Pourquoi Anubis est-il représenté en canidé noir ?

La forme canine renvoie aux chacals et chiens sauvages qui rĂŽdaient autour des cimetiĂšres du dĂ©sert, capables de dĂ©terrer les cadavres. En faisant de ce prĂ©dateur le gardien des tombes, les Égyptiens ont transformĂ© une peur concrĂšte en force protectrice. Le noir Ă©voque Ă  la fois la couleur des momies et celle du limon fertile du Nil, symbolisant la mort mais aussi la possibilitĂ© de renaissance. Anubis concentre ainsi dĂ©composition contrĂŽlĂ©e et rĂ©gĂ©nĂ©ration.

En quoi la pesĂ©e du cƓur par Anubis est-elle un jugement moral ?

Lors de la psychostasie, Anubis place le cƓur du dĂ©funt sur un plateau de la balance et la plume de MaĂąt sur l’autre. Le cƓur reprĂ©sente la conscience et la mĂ©moire des actes, tandis que MaĂąt incarne la vĂ©ritĂ© et l’équilibre cosmique. Si le cƓur est plus lourd, l’ñme est dĂ©truite par Ammit ; s’il est plus lĂ©ger, le dĂ©funt accĂšde au Bel Occident. Ce jugement Ă©value donc la façon dont la personne a respectĂ© l’ordre du monde, bien au-delĂ  de simples fautes individuelles.

Quel lien existe-t-il entre Anubis et la momification ?

Selon le mythe, Anubis emballe le corps reconstituĂ© d’Osiris dans des bandelettes de lin, rĂ©alisant le premier embaumement. Il devient dĂšs lors le patron des embaumeurs, appelĂ© « Celui qui est sur le lieu de l’embaumement ». Les prĂȘtres qui pratiquaient la momification agissaient sous sa protection, parfois masquĂ©s Ă  son image.
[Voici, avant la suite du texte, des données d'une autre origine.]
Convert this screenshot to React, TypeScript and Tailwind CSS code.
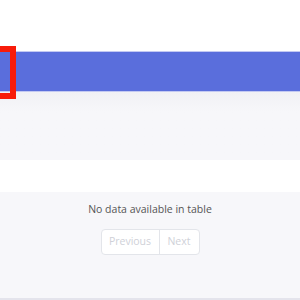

Le succĂšs du rituel et la bonne conservation du corps Ă©taient placĂ©s sous sa responsabilitĂ© divine.

Pourquoi Anubis est-il parfois assimilĂ© Ă  HermĂšs sous le nom d’Hermanubis ?

À l’époque grĂ©co-romaine, les dieux des diffĂ©rentes traditions sont frĂ©quemment rapprochĂ©s par analogie de fonctions. HermĂšs, dans la mythologie grecque, est le messager des dieux et le guide des Ăąmes vers l’HadĂšs, rĂŽle que joue aussi Anubis en Égypte. Cette similitude a conduit Ă  la crĂ©ation d’une figure composite, Hermanubis, combinant attributs Ă©gyptiens (tĂȘte de canidĂ©) et symboles grecs. Cela illustre la maniĂšre dont les religions antiques ont intĂ©grĂ© les dieux Ă©trangers sans effacer leurs fonctions essentielles.